Des voix s’élèvent déjà pour signaler que le défunt ne ratait pas l’occasion de prêcher le « respect de la Constitution » dans ses homélies. Et si ce fait était une piste devant conduire au mobile du crime?

RESPECT DE LA CONSTITUTION

Le même vendredi, douze activistes du groupe de pression « Lutte pour le Changement » (Lucha) dont une femme ont été arrêtés à Kinshasa par des policiers. Il leur est reproché d’avoir brandi des calicots sur lesquels on pouvait lire: « Nous voulons l’alternance le 19 décembre 2016 »; « Nous contestons les accords issus du dialogue ».

A Goma, six militants de la « Lucha » ont été interpellés lundi 24 octobre aux alentours de l’institut supérieur de commerce. Ils préparaient des sit-in pour les 26 et 27 octobre. But: protester contre l’accord politique qu’ils considèrent comme un « coup de force constitutionnel ». L’article 17 de cet accord stipule notamment que « (…), le président de la République en exercice reste en fonction jusqu’à l’installation effective du nouveau Président élu ». Les activistes de la Lucha voulaient également remettre un mémo à la représentation diplomatique de l’Union Africaine.

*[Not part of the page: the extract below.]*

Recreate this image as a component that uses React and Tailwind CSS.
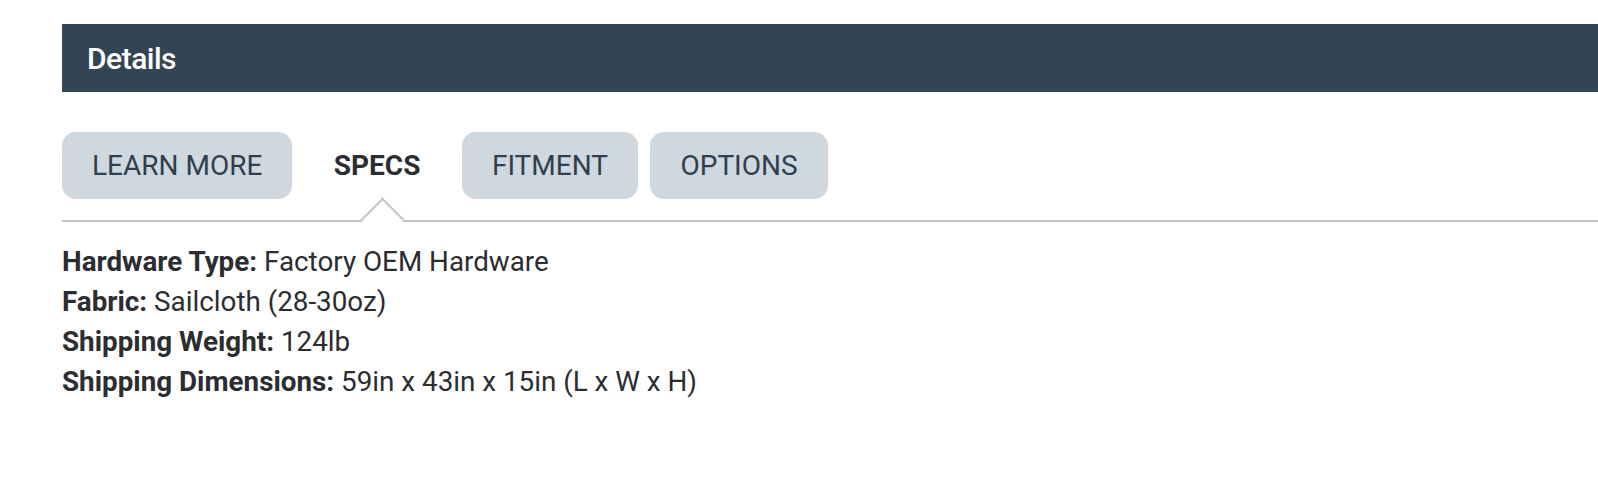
// Product details panel: title bar, tab strip and the specs list.

const TABS = [
  { label: "LEARN MORE" },
  { label: "SPECS", active: true },
  { label: "FITMENT" },
  { label: "OPTIONS" },
];

const SPECS = [
  { name: "Hardware Type", value: "Factory OEM Hardware" },
  { name: "Fabric", value: "Sailcloth (28-30oz)" },
  { name: "Shipping Weight", value: "124lb" },
  { name: "Shipping Dimensions", value: "59in x 43in x 15in (L x W x H)" },
];

function Tab({ label, active }) {
  if (active) {
    return (
      <li className="relative flex h-[67px] items-center px-[29px] text-[28px] font-bold text-[#2b2d30]">
        {label}
        {/* pointer that sits on the strip's bottom rule */}
        <span className="absolute bottom-[-36px] left-[62px] h-[31px] w-[31px] rotate-45 border-t-2 border-l-2 border-[#c4c4c4] bg-white" />
      </li>
    );
  }
  return (
    <li className="flex h-[67px] items-center rounded-[14px] bg-[#cfd7df] px-[30px] text-[28px] text-[#2f3f4d]">
      {label}
    </li>
  );
}

export default function App() {
  return (
    <div className="min-h-[480px] bg-white pl-[62px] pt-[24px] font-['Roboto',sans-serif]">
      <div className="flex h-[68px] items-center bg-[#334554] pl-[25px]">
        <h2 className="text-[30px] font-medium tracking-[-0.5px] text-white">Details</h2>
      </div>

      <ul className="mt-[40px] flex gap-[12.5px] border-b-2 border-[#c4c4c4] pb-[21px]">
        {TABS.map((tab) => (
          <Tab key={tab.label} {...tab} />
        ))}
      </ul>

      <dl className="mt-[20px] text-[27.8px] leading-[40px] text-[#2b2d30]">
        {SPECS.map((spec) => (
          <div key={spec.name}>
            <dt className="inline font-bold">{spec.name}:</dt>{" "}
            <dd className="inline">{spec.value}</dd>
          </div>
        ))}
      </dl>
    </div>
  );
}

Lors de son allocution d’investiture le 20 décembre 2011, « Joseph Kabila » lançait un nouveau « projet de société » dénommé la « Révolution de la modernité ». « Ce projet, dira-t-il, vise à faire de la République Démocratique du Congo, un pool d’intelligence et de savoir-faire, un vivier de la nouvelle citoyenneté (…) ». Le mot est lâché.

« Joseph Kabila » n’a jamais défini ce qu’il entendait par « citoyenneté ». Mêmement en ce qui concerne la « nouvelle citoyenneté ». Il n’a jamais non plus évoqué l' »ancienne citoyenneté ». Le chef de l’Etat congolais est connu pour sa capacité à réciter, comme un bon écolier, tous les termes qui flattent l’oreille que ses scribes mentionnent dans ses harangues.

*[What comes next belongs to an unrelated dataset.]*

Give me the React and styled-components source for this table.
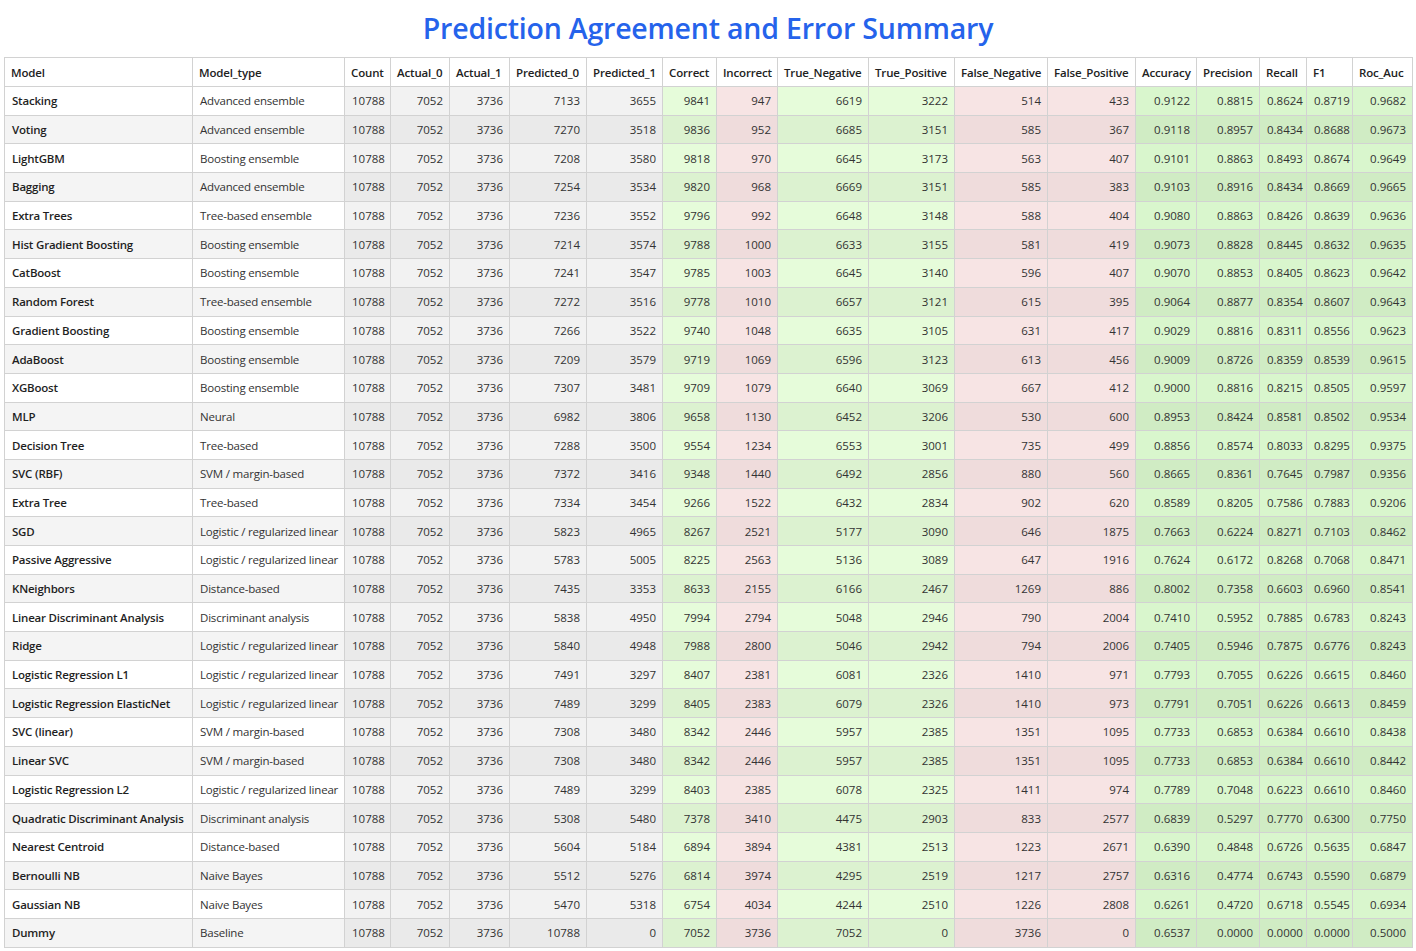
import styled, { createGlobalStyle } from "styled-components";

const GlobalStyle = createGlobalStyle`
  body {
    margin: 0;
    background: #ffffff;
    font-family: "Open Sans", "Noto Sans", sans-serif;
  }
`;

const Page = styled.div`
  padding: 0 4px 4px 4px;
`;

const Title = styled.h2`
  margin: 0;
  height: 57px;
  line-height: 57px;
  text-align: center;
  color: #2563eb;
  font-size: 28.5px;
  font-weight: 600;
  letter-spacing: -0.2px;
`;

const Table = styled.table`
  width: 1408px;
  table-layout: fixed;
  border-collapse: collapse;
  font-size: 11.5px;
  color: #333;
`;

const HeadCell = styled.th`
  height: 28px;
  padding: 0 5px 0 6px;
  border: 1px solid #d2d2d2;
  background: #ffffff;
  color: #222;
  font-weight: 600;
  letter-spacing: -0.15px;
  text-align: left;
  white-space: nowrap;
  overflow: hidden;
`;

const shades = {
  name: ["#ffffff", "#f4f4f4"],
  type: ["#ffffff", "#f4f4f4"],
  count: ["#f2f2f2", "#eaeaea"],
  good: ["#e6fcda", "#dcf2d0"],
  bad: ["#f7e4e4", "#efdcdc"],
  metric: ["#d9f6cd", "#d0ecc4"],
};

const spacing = { name: "-0.2px", type: "-0.2px" };

const Cell = styled.td`
  height: 27.7px;
  padding: 0 6px 0 7px;
  border: 1px solid #d2d2d2;
  background: ${(p) => shades[p.$kind][p.$even ? 1 : 0]};
  font-weight: ${(p) => (p.$kind === "name" ? 600 : 400)};
  letter-spacing: ${(p) => spacing[p.$kind] || "0"};
  color: ${(p) => (p.$kind === "name" ? "#1f1f1f" : "#333")};
  text-align: ${(p) => (p.$kind === "name" || p.$kind === "type" ? "left" : "right")};
  white-space: nowrap;
  overflow: hidden;
`;

const columns = [
  { key: "Model", width: 188, kind: "name" },
  { key: "Model_type", width: 152, kind: "type" },
  { key: "Count", width: 46, kind: "count" },
  { key: "Actual_0", width: 59, kind: "count" },
  { key: "Actual_1", width: 60, kind: "count" },
  { key: "Predicted_0", width: 77, kind: "count" },
  { key: "Predicted_1", width: 76, kind: "count" },
  { key: "Correct", width: 54, kind: "good" },
  { key: "Incorrect", width: 61, kind: "bad" },
  { key: "True_Negative", width: 91, kind: "good" },
  { key: "True_Positive", width: 86, kind: "good" },
  { key: "False_Negative", width: 93, kind: "bad" },
  { key: "False_Positive", width: 88, kind: "bad" },
  { key: "Accuracy", width: 61, kind: "metric" },
  { key: "Precision", width: 63, kind: "metric" },
  { key: "Recall", width: 47, kind: "metric" },
  { key: "F1", width: 46, kind: "metric" },
  { key: "Roc_Auc", width: 60, kind: "metric" },
];

const LOG = "Logistic / regularized linear";

// model, type, predicted_0, predicted_1, correct, incorrect, tn, tp, fn, fp, acc, prec, rec, f1, auc
const raw = [
  ["Stacking", "Advanced ensemble", 7133, 3655, 9841, 947, 6619, 3222, 514, 433, "0.9122", "0.8815", "0.8624", "0.8719", "0.9682"],
  ["Voting", "Advanced ensemble", 7270, 3518, 9836, 952, 6685, 3151, 585, 367, "0.9118", "0.8957", "0.8434", "0.8688", "0.9673"],
  ["LightGBM", "Boosting ensemble", 7208, 3580, 9818, 970, 6645, 3173, 563, 407, "0.9101", "0.8863", "0.8493", "0.8674", "0.9649"],
  ["Bagging", "Advanced ensemble", 7254, 3534, 9820, 968, 6669, 3151, 585, 383, "0.9103", "0.8916", "0.8434", "0.8669", "0.9665"],
  ["Extra Trees", "Tree-based ensemble", 7236, 3552, 9796, 992, 6648, 3148, 588, 404, "0.9080", "0.8863", "0.8426", "0.8639", "0.9636"],
  ["Hist Gradient Boosting", "Boosting ensemble", 7214, 3574, 9788, 1000, 6633, 3155, 581, 419, "0.9073", "0.8828", "0.8445", "0.8632", "0.9635"],
  ["CatBoost", "Boosting ensemble", 7241, 3547, 9785, 1003, 6645, 3140, 596, 407, "0.9070", "0.8853", "0.8405", "0.8623", "0.9642"],
  ["Random Forest", "Tree-based ensemble", 7272, 3516, 9778, 1010, 6657, 3121, 615, 395, "0.9064", "0.8877", "0.8354", "0.8607", "0.9643"],
  ["Gradient Boosting", "Boosting ensemble", 7266, 3522, 9740, 1048, 6635, 3105, 631, 417, "0.9029", "0.8816", "0.8311", "0.8556", "0.9623"],
  ["AdaBoost", "Boosting ensemble", 7209, 3579, 9719, 1069, 6596, 3123, 613, 456, "0.9009", "0.8726", "0.8359", "0.8539", "0.9615"],
  ["XGBoost", "Boosting ensemble", 7307, 3481, 9709, 1079, 6640, 3069, 667, 412, "0.9000", "0.8816", "0.8215", "0.8505", "0.9597"],
  ["MLP", "Neural", 6982, 3806, 9658, 1130, 6452, 3206, 530, 600, "0.8953", "0.8424", "0.8581", "0.8502", "0.9534"],
  ["Decision Tree", "Tree-based", 7288, 3500, 9554, 1234, 6553, 3001, 735, 499, "0.8856", "0.8574", "0.8033", "0.8295", "0.9375"],
  ["SVC (RBF)", "SVM / margin-based", 7372, 3416, 9348, 1440, 6492, 2856, 880, 560, "0.8665", "0.8361", "0.7645", "0.7987", "0.9356"],
  ["Extra Tree", "Tree-based", 7334, 3454, 9266, 1522, 6432, 2834, 902, 620, "0.8589", "0.8205", "0.7586", "0.7883", "0.9206"],
  ["SGD", LOG, 5823, 4965, 8267, 2521, 5177, 3090, 646, 1875, "0.7663", "0.6224", "0.8271", "0.7103", "0.8462"],
  ["Passive Aggressive", LOG, 5783, 5005, 8225, 2563, 5136, 3089, 647, 1916, "0.7624", "0.6172", "0.8268", "0.7068", "0.8471"],
  ["KNeighbors", "Distance-based", 7435, 3353, 8633, 2155, 6166, 2467, 1269, 886, "0.8002", "0.7358", "0.6603", "0.6960", "0.8541"],
  ["Linear Discriminant Analysis", "Discriminant analysis", 5838, 4950, 7994, 2794, 5048, 2946, 790, 2004, "0.7410", "0.5952", "0.7885", "0.6783", "0.8243"],
  ["Ridge", LOG, 5840, 4948, 7988, 2800, 5046, 2942, 794, 2006, "0.7405", "0.5946", "0.7875", "0.6776", "0.8243"],
  ["Logistic Regression L1", LOG, 7491, 3297, 8407, 2381, 6081, 2326, 1410, 971, "0.7793", "0.7055", "0.6226", "0.6615", "0.8460"],
  ["Logistic Regression ElasticNet", LOG, 7489, 3299, 8405, 2383, 6079, 2326, 1410, 973, "0.7791", "0.7051", "0.6226", "0.6613", "0.8459"],
  ["SVC (linear)", "SVM / margin-based", 7308, 3480, 8342, 2446, 5957, 2385, 1351, 1095, "0.7733", "0.6853", "0.6384", "0.6610", "0.8438"],
  ["Linear SVC", "SVM / margin-based", 7308, 3480, 8342, 2446, 5957, 2385, 1351, 1095, "0.7733", "0.6853", "0.6384", "0.6610", "0.8442"],
  ["Logistic Regression L2", LOG, 7489, 3299, 8403, 2385, 6078, 2325, 1411, 974, "0.7789", "0.7048", "0.6223", "0.6610", "0.8460"],
  ["Quadratic Discriminant Analysis", "Discriminant analysis", 5308, 5480, 7378, 3410, 4475, 2903, 833, 2577, "0.6839", "0.5297", "0.7770", "0.6300", "0.7750"],
  ["Nearest Centroid", "Distance-based", 5604, 5184, 6894, 3894, 4381, 2513, 1223, 2671, "0.6390", "0.4848", "0.6726", "0.5635", "0.6847"],
  ["Bernoulli NB", "Naive Bayes", 5512, 5276, 6814, 3974, 4295, 2519, 1217, 2757, "0.6316", "0.4774", "0.6743", "0.5590", "0.6879"],
  ["Gaussian NB", "Naive Bayes", 5470, 5318, 6754, 4034, 4244, 2510, 1226, 2808, "0.6261", "0.4720", "0.6718", "0.5545", "0.6934"],
  ["Dummy", "Baseline", 10788, 0, 7052, 3736, 7052, 0, 3736, 0, "0.6537", "0.0000", "0.0000", "0.0000", "0.5000"],
];

// every model was scored on the same 10788 rows
const rows = raw.map(([model, type, ...rest]) => [model, type, 10788, 7052, 3736, ...rest]);

export default function App() {
  return (
    <Page>
      <GlobalStyle />
      <Title>Prediction Agreement and Error Summary</Title>
      <Table>
        <colgroup>
          {columns.map((c) => (
            <col key={c.key} style={{ width: c.width }} />
          ))}
        </colgroup>
        <thead>
          <tr>
            {columns.map((c) => (
              <HeadCell key={c.key}>{c.key}</HeadCell>
            ))}
          </tr>
        </thead>
        <tbody>
          {rows.map((row, i) => (
            <tr key={row[0]}>
              {row.map((value, j) => (
                <Cell key={columns[j].key} $kind={columns[j].kind} $even={i % 2 === 1}>
                  {value}
                </Cell>
              ))}
            </tr>
          ))}
        </tbody>
      </Table>
    </Page>
  );
}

Selon certains chantres de ce slogan – c’est le cas notamment d’un certain Didier Ekwi Anta, coordonnateur de la cellule technique chargée de la mise en œuvre de l’initiative à la citoyenneté -, la « nouvelle citoyenneté » serait « un ensemble de valeurs pour être un bon citoyen ».

Dans une intervention en date du 19 juin 2015 sur Radio Okapi, l’homme de citer notamment: la rigueur, la responsabilité, l’honnêteté, la courtoisie, la ponctualité, la compétence, la loyauté etc. Tout ça pour ça?

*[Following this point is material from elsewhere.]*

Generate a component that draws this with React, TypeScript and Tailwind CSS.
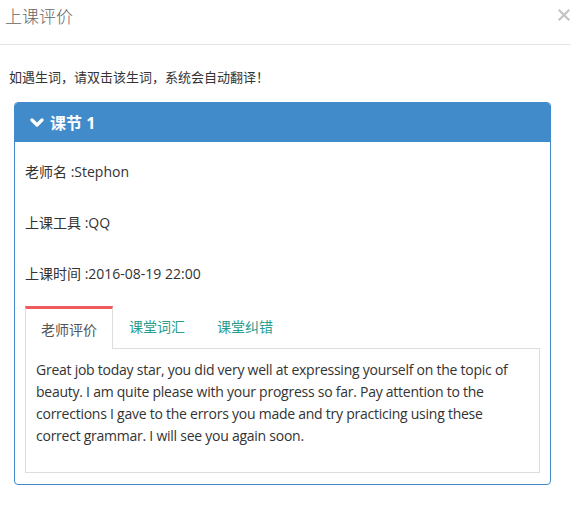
import { useState } from "react";

const tabs = ["老师评价", "课堂词汇", "课堂纠错"];

const rows = [
  ["老师名", "Stephon"],
  ["上课工具", "QQ"],
  ["上课时间", "2016-08-19 22:00"],
];

function Chevron() {
  return (
    <svg width="14" height="10" viewBox="0 0 14 10" className="mr-[6px]">
      <polyline points="2,2 7,7 12,2" fill="none" stroke="white" strokeWidth="3.2" strokeLinecap="round" strokeLinejoin="round" />
    </svg>
  );
}

function Close() {
  return (
    <svg width="12" height="12" viewBox="0 0 12 12" className="mt-[9px]">
      <path d="M1.5 1.5 L10.5 10.5 M10.5 1.5 L1.5 10.5" stroke="#c4c4c4" strokeWidth="2.2" strokeLinecap="square" />
    </svg>
  );
}

export default function App() {
  const [active, setActive] = useState(0);
  return (
    <div
      className="w-[571px] h-[505px] bg-white text-[#333] overflow-hidden"
      style={{ fontFamily: '"Open Sans", "Noto Sans CJK SC", sans-serif' }}
    >
      <div className="h-[45px] border-b border-[#e5e5e5] flex items-start justify-between pl-[5px] pr-[1px]">
        <h4 className="text-[17px] leading-[34px] text-[#666] font-light">上课评价</h4>
        <Close />
      </div>
      <div className="pt-[22px] px-[9px]">
        <p className="text-[13px] leading-[20px]">如遇生词，请双击该生词，系统会自动翻译！</p>
        <div className="mt-[15px] ml-[5px] w-[537px] h-[383px] border border-[#428bca] rounded-[4px] overflow-hidden">
          <div className="h-[39px] bg-[#428bca] flex items-center pl-[15px] text-white text-[16px] font-bold">
            <Chevron />
            <span>课节 1</span>
          </div>
          <div className="px-[10px]">
            {rows.map(([k, v], i) => (
              <div key={k} className={`text-[14px] leading-[20px] ${i === 0 ? "mt-[20px]" : "mt-[31px]"}`}>
                {k} :{v}
              </div>
            ))}
            <div className="mt-[22px] flex border-b border-[#ddd] h-[43px]">
              {tabs.map((t, i) => (
                <button
                  key={t}
                  onClick={() => setActive(i)}
                  className={
                    i === active
                      ? "w-[88px] h-[43px] -mb-px bg-white border-x border-[#ddd] border-t-[3px] border-t-[#ef5a5f] text-[14px] text-[#555]"
                      : "px-[16px] h-[40px] text-[14px] text-[#2a9d8f]"
                  }
                >
                  {t}
                </button>
              ))}
            </div>
            <div className="w-[515px] h-[124px] border-x border-b border-[#ddd] px-[10px] pt-[10px] text-[14px] leading-[22px] tracking-[-0.25px] text-[#333]">
              Great job today star, you did very well at expressing yourself on the topic of beauty. I am quite please with your
              progress so far. Pay attention to the corrections I gave to the errors you made and try practicing using these
              correct grammar. I will see you again soon.
            </div>
          </div>
        </div>
      </div>
    </div>
  );
}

CITOYENNETE ET PARTICIPATION

C’est quoi donc la citoyenneté? Pour les juristes, la citoyenneté renvoie au vocable citoyen qui signifie un individu qui jouit, sur le territoire de l’Etat dont il relève, des droits civils et politiques.

Les politologues, eux, vont plus loin. Pour eux, dans un régime démocratique, la citoyenneté est un ensemble des droits et des devoirs des citoyens qui en tant que membre de la communauté politique, sont habilités à participer aux affaires publiques dont la possibilité de s’exprimer publiquement.

Il est clair que la véritable citoyenneté est indissociable avec la participation du citoyen dans la conduite des affaires publiques. Il ne peut y avoir de participation sans la possibilité d’exercer les libertés individuelles. A savoir notamment: s’exprimer (critiquer), se réunir, aller et venir. Sans omettre la liberté de culte.

La véritable citoyenneté ne consiste-t-elle pas au droit des gouvernés à exiger finalement la reddition de comptes et à « virer » les gouvernants au bilan désastreux?

Les citoyens congolais, aux quatre coins du pays, jouissent du droit souverain de critiquer leurs gouvernants et de les sommer à tenir leurs promesses. Est-ce un crime de rappeler à « Joseph Kabila » son engagement solennel pris le 20 décembre 2011 « d’observer et de défendre la Constitution et les lois de la République »? Quel est l’article du code pénal qui érige ce fait en infraction?